» **Extracted data entries**
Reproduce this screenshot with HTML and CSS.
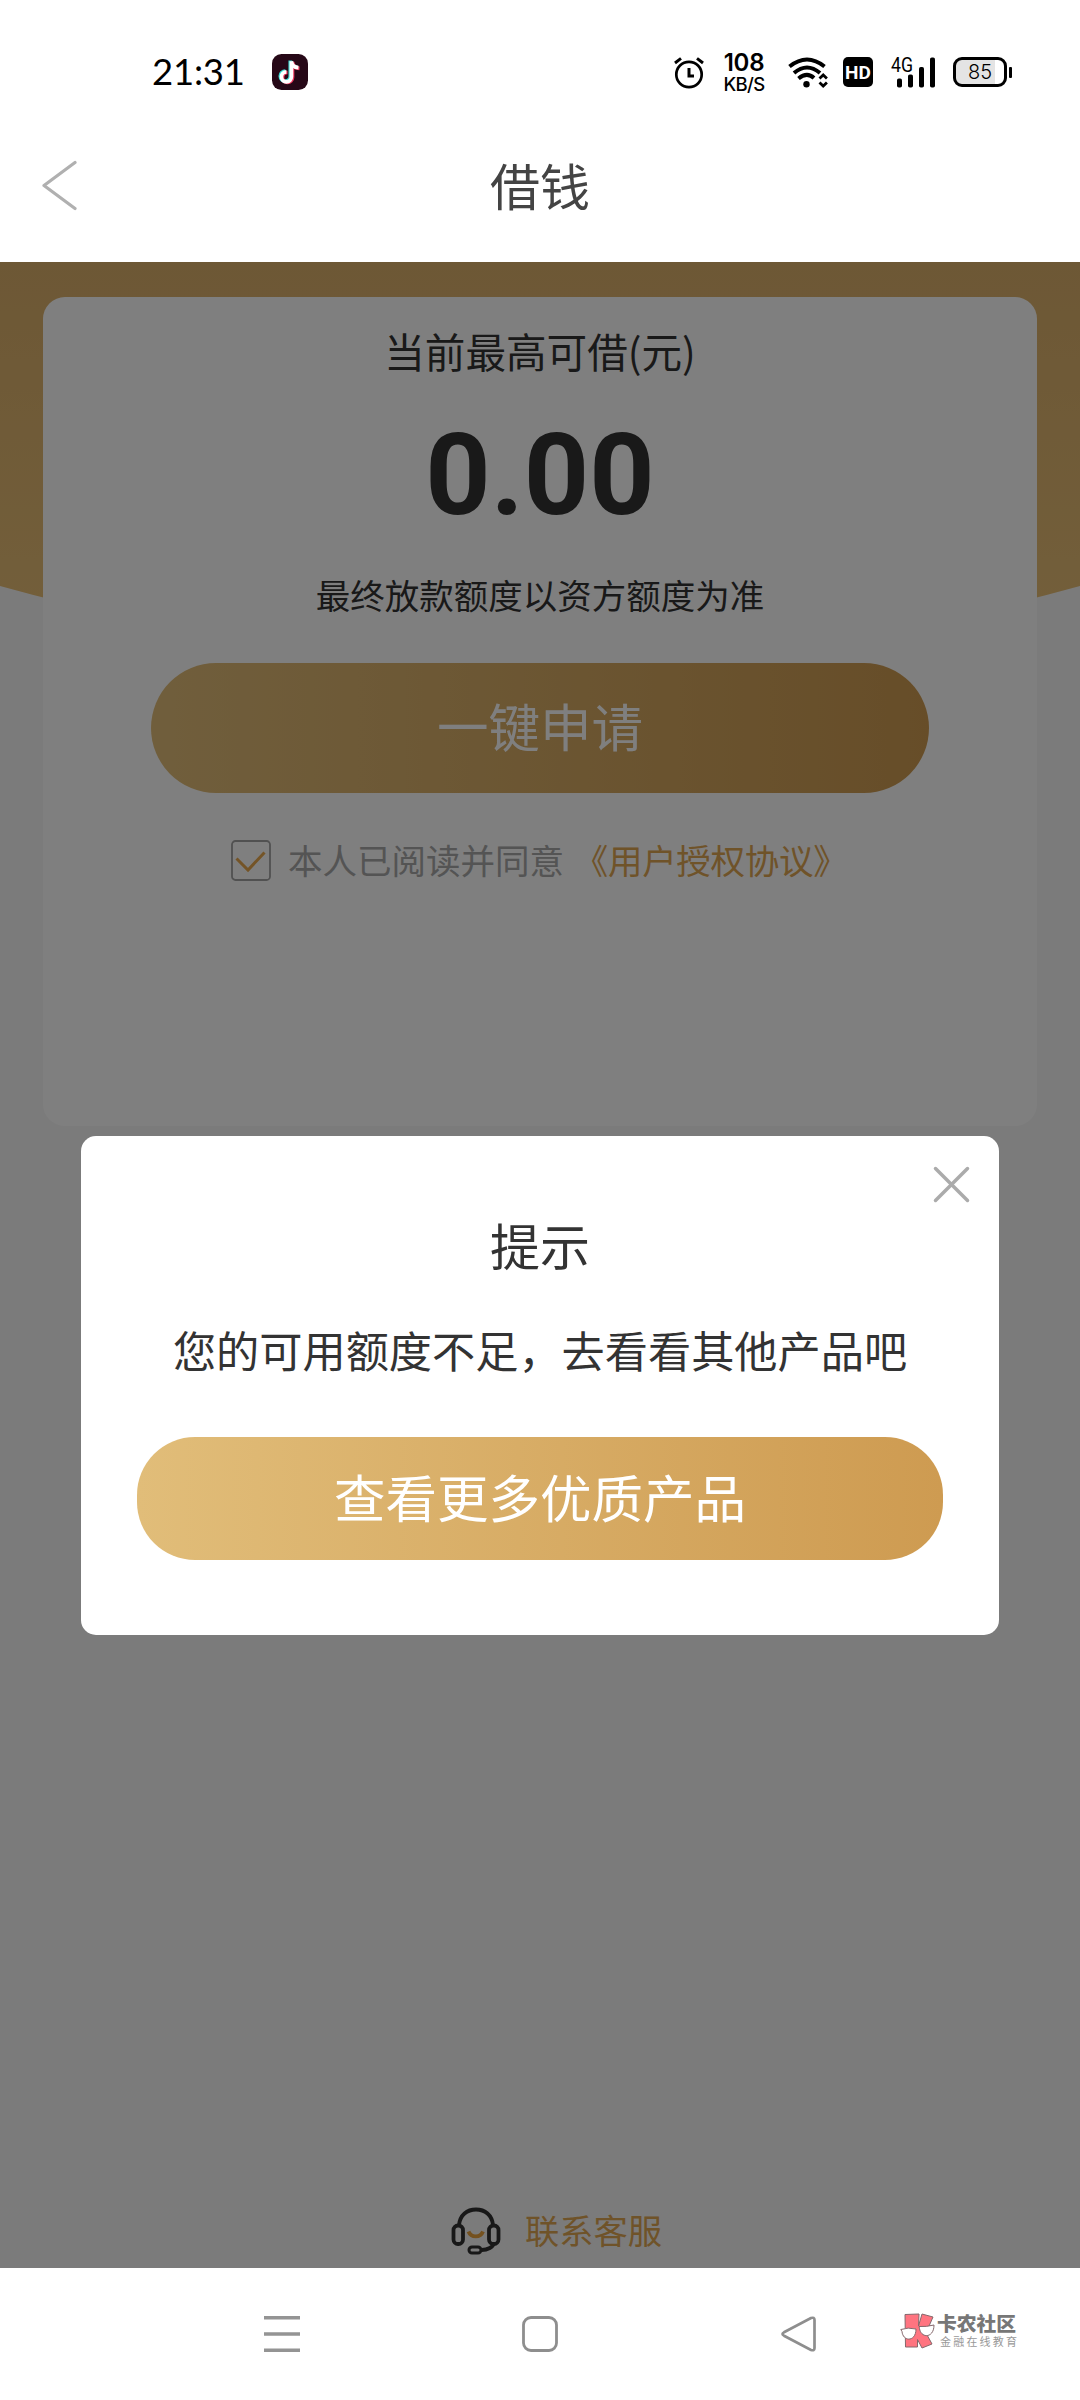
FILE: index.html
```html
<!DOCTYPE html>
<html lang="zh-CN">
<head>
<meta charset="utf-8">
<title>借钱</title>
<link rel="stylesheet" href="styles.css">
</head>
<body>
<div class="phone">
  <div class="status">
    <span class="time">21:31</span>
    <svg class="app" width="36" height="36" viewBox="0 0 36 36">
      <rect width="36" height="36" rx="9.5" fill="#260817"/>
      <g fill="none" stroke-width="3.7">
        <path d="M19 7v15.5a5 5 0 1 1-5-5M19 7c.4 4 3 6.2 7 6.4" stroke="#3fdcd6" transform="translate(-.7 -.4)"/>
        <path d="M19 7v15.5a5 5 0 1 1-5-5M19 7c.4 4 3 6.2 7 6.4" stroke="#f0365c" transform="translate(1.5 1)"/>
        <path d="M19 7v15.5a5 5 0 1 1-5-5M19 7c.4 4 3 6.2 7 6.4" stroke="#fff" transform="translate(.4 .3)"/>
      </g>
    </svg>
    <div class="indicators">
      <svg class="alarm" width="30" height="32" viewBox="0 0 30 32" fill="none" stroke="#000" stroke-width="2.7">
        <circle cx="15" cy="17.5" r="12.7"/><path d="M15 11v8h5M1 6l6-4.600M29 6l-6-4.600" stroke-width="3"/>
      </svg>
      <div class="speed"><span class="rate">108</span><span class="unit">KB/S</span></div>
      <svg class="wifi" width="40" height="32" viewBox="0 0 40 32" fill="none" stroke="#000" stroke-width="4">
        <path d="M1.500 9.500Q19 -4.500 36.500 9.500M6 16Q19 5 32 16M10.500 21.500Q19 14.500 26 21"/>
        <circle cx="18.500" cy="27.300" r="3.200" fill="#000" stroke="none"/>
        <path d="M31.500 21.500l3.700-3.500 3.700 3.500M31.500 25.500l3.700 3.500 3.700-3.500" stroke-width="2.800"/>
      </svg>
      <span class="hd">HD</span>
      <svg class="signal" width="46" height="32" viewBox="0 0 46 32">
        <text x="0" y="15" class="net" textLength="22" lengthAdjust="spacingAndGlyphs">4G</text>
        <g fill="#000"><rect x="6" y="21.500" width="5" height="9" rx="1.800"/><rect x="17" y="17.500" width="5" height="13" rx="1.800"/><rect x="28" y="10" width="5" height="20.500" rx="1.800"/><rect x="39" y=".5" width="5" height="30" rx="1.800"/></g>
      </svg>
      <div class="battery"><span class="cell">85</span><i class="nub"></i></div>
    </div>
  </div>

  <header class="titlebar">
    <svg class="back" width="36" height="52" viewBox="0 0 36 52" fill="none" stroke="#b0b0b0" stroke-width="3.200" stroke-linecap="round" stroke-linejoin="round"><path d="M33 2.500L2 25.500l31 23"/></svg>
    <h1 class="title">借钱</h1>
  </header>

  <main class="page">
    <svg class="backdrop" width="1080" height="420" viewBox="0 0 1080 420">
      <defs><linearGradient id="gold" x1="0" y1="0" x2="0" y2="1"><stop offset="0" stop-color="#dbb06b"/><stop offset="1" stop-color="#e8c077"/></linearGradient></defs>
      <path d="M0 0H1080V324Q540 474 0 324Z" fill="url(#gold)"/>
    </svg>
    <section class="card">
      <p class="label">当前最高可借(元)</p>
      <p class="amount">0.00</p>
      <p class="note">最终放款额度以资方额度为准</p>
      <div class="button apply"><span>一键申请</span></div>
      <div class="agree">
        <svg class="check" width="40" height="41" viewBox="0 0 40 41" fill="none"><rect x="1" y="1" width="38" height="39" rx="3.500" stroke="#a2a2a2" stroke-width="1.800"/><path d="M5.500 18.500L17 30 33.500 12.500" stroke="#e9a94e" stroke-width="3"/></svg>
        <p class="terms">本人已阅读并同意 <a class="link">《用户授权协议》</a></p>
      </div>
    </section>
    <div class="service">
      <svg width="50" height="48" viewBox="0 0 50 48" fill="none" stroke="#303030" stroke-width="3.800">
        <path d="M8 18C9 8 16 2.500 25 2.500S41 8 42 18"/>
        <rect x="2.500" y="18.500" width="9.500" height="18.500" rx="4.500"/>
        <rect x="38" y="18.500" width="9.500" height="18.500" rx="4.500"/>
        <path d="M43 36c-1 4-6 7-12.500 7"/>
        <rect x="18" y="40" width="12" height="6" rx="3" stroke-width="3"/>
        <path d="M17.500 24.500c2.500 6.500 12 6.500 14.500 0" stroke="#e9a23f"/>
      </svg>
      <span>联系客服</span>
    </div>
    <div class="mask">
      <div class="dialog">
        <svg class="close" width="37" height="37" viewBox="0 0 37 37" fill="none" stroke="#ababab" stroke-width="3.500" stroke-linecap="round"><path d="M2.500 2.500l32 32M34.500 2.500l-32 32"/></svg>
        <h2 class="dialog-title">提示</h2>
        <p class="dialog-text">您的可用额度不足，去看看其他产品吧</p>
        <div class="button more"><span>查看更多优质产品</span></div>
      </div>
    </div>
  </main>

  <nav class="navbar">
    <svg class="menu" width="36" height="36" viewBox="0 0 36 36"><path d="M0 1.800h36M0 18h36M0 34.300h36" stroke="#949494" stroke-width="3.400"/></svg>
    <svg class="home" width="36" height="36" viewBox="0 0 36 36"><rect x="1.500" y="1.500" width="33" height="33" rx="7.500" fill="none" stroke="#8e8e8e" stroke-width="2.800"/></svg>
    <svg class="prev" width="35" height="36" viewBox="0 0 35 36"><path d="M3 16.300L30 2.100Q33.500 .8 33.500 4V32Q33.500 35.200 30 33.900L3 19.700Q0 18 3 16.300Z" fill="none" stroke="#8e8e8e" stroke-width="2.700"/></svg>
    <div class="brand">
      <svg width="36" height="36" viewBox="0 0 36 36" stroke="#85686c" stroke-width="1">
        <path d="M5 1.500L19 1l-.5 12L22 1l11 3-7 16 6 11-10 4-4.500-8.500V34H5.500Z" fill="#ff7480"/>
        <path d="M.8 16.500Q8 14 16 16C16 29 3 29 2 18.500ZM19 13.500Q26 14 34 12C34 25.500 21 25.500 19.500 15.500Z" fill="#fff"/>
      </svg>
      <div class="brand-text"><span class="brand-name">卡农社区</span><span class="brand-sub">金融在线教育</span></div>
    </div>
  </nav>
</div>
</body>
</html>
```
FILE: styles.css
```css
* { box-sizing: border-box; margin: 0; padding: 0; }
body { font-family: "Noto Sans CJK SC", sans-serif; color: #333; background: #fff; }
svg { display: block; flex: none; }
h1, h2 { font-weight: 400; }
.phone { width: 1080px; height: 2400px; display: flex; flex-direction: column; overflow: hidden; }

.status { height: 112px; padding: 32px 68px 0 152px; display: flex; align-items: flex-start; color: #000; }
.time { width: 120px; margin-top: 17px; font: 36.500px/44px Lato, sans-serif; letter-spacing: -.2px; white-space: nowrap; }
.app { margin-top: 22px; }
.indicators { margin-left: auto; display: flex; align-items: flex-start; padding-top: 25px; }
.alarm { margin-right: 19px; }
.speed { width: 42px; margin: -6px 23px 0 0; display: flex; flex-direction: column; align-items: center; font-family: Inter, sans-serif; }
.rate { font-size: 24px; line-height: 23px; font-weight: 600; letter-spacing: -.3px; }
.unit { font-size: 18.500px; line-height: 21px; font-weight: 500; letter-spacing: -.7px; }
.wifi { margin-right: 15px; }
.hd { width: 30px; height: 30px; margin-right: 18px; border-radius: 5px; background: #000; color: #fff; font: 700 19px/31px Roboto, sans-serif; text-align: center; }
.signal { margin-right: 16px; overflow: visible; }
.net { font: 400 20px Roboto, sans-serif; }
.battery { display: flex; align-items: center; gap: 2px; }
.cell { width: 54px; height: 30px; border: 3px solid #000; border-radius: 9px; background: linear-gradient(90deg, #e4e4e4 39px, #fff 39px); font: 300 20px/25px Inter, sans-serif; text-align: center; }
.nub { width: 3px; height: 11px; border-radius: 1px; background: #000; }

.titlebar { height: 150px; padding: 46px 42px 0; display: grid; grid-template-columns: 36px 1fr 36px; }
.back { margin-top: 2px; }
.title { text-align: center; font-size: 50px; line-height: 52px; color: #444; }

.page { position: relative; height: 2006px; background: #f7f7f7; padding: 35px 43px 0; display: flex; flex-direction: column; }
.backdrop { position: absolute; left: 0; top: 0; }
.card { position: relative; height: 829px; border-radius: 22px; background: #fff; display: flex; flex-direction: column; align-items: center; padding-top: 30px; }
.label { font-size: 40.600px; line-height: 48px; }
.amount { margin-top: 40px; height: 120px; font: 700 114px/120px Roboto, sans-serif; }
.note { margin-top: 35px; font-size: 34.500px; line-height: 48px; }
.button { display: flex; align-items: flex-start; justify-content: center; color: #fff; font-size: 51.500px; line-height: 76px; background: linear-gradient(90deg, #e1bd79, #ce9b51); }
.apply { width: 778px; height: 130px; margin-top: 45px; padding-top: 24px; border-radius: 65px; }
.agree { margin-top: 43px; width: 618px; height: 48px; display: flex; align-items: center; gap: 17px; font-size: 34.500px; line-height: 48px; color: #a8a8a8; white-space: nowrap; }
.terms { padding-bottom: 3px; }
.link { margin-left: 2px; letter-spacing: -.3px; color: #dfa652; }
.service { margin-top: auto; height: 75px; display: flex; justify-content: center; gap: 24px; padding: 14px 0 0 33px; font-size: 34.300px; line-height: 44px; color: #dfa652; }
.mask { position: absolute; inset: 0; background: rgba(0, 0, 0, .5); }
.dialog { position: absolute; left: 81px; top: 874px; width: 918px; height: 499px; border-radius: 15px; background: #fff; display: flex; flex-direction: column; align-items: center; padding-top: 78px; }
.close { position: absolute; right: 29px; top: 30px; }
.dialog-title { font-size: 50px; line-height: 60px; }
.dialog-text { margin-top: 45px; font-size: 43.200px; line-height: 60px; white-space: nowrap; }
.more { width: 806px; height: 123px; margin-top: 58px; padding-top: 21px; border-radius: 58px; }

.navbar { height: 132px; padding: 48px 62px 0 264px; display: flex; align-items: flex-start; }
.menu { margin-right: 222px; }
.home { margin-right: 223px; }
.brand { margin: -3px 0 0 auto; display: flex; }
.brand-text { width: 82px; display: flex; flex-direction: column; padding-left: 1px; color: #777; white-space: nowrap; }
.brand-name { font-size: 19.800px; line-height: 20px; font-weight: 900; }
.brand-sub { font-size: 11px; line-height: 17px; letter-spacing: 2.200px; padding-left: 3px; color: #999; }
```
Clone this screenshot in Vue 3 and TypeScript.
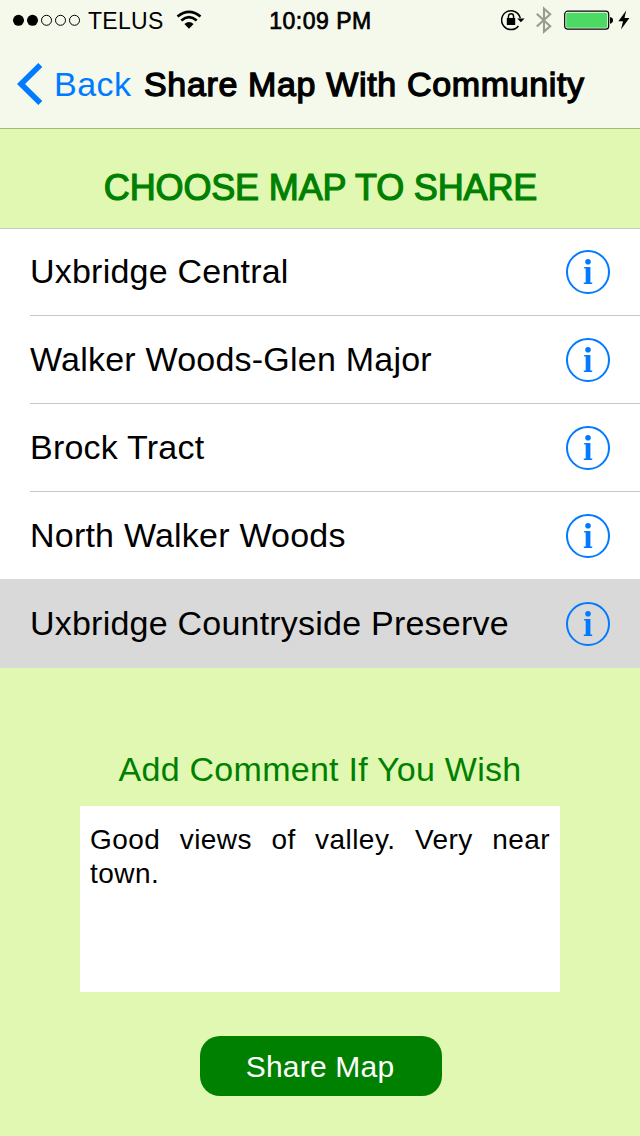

» **TASK TO CARRY OUT**
Check each line of the records for the word "this" and extract those that contain it.

» **SOLVED EXERCISE**
Reproduce this screenshot with HTML and CSS.
Clone this screenshot in Vue 3 and TypeScript.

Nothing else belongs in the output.